Are you ready to try it? Think of the possibilities. The next time mom says, “Either clean up your room by Saturday or I’m calling the city inspector to have it condemned!”, why not do it immediately? It would make you the boss, wouldn’t it, at least in part? (And it would sure surprise mom; that ought to be worth something.) After all, if you wait until the last minute and she starts nagging, and you want to do something else at the time, and you wish she’d stop, but she won’t, who’s really in control? One clue: it isn’t you.

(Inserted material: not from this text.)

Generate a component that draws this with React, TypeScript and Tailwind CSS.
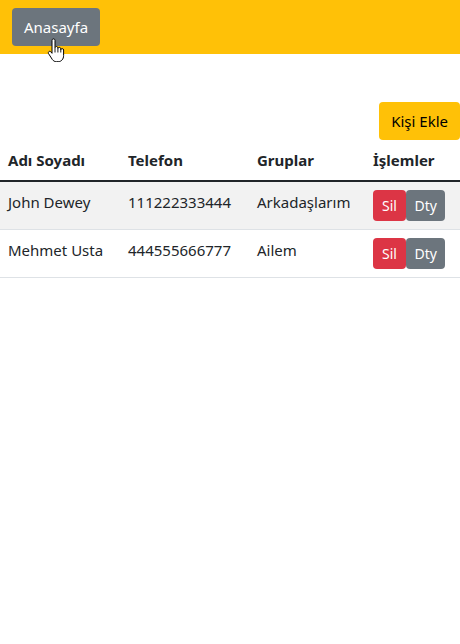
import React from "react";

const rows = [
  { name: "John Dewey", phone: "111222333444", group: "Arkadaşlarım" },
  { name: "Mehmet Usta", phone: "444555666777", group: "Ailem" },
];

function HandCursor() {
  return (
    <svg width="20" height="24" viewBox="0 0 20 24" className="absolute left-[47px] top-[38px]">
      <path
        d="M5 2.5c0-1 .7-1.6 1.5-1.6S8 1.5 8 2.5v7.2c.2-.8.8-1.2 1.5-1.2s1.4.6 1.4 1.4v.6c.2-.7.8-1.1 1.5-1.1s1.4.6 1.4 1.4v.8c.2-.6.7-1 1.4-1 .8 0 1.4.6 1.4 1.4v5.6c0 3.4-2.2 6.1-5.4 6.1H9.4c-1.7 0-3-.8-4-2.1L1.6 15.7c-.5-.7-.4-1.6.3-2.1.7-.5 1.5-.3 2 .3L5 15.3z"
        fill="#fff"
        stroke="#000"
        strokeWidth="1"
        strokeLinejoin="round"
      />
      <path d="M8 10v4.5M10.9 10.6v3.9M13.8 11.3v3.2" stroke="#000" strokeWidth="0.9" />
    </svg>
  );
}

export default function App() {
  return (
    <div className="relative min-h-[644px] bg-white text-[#212529] text-[15px] font-['Segoe_UI','Noto_Sans',sans-serif]">
      <nav className="bg-[#ffc107] px-3 py-2">
        <button className="h-[38px] px-3 rounded-[4px] bg-[#6c757d] text-white leading-6">Anasayfa</button>
      </nav>
      <HandCursor />

      <div className="flex justify-end mt-12">
        <button className="h-[38px] px-3 rounded-[4px] bg-[#ffc107] text-black leading-6">Kişi Ekle</button>
      </div>

      <table className="w-full border-collapse text-left">
        <thead>
          <tr className="border-b-2 border-[#212529]">
            <th className="w-[120px] p-2 font-bold leading-6 align-top">Adı Soyadı</th>
            <th className="w-[129px] p-2 font-bold leading-6 align-top">Telefon</th>
            <th className="w-[116px] p-2 font-bold leading-6 align-top">Gruplar</th>
            <th className="p-2 font-bold leading-6 align-top">İşlemler</th>
          </tr>
        </thead>
        <tbody>
          {rows.map((r, i) => (
            <tr key={r.phone} className={`border-b border-[#dee2e6] ${i % 2 === 0 ? "bg-[#f2f2f2]" : "bg-white"}`}>
              <td className="p-2 leading-6 align-top">{r.name}</td>
              <td className="p-2 leading-6 align-top">{r.phone}</td>
              <td className="p-2 leading-6 align-top">{r.group}</td>
              <td className="p-2 align-top">
                <div className="flex">
                  <button className="h-[31px] px-[9px] rounded-[4px] bg-[#dc3545] text-white text-[14px]">Sil</button>
                  <button className="h-[31px] px-[8.5px] rounded-[4px] bg-[#6c757d] text-white text-[14px]">Dty</button>
                </div>
              </td>
            </tr>
          ))}
        </tbody>
      </table>
    </div>
  );
}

What about the next time you have an assignment to get a fireside speaker, decorate for a dance, arrange some refreshments for an activity, buy some gas for the lawn mower? All of these, and countless more of our daily tasks, lend themselves to early deadlines. Home teaching and visiting teaching can be great experiences when you make your visit by the middle of the month—your deadline—instead of the last day. And think what it communicates to the families you visit: “We wanted to come,” instead of “Somebody called and reminded us, so we had to come.”
These ideas aren’t difficult, but they might help to change some habits you may have developed in poor time management. It really takes only one prime ingredient to stir up this recipe for the “new on-time you,” and that ingredient is a healthy measure of determination to run your own life to a greater extent, to take control of yourself.
Why not try it? You’re not thinking of saying you’ll “try it later,” are you? That sounds too much like Procrastinator Paul talking. And I’ll bet that deep down inside there’s a Head-start Hal just waiting for a chance to jump up and say, “I can do it! I’ll be my own boss and sneak up on my work, and I’ll start today!”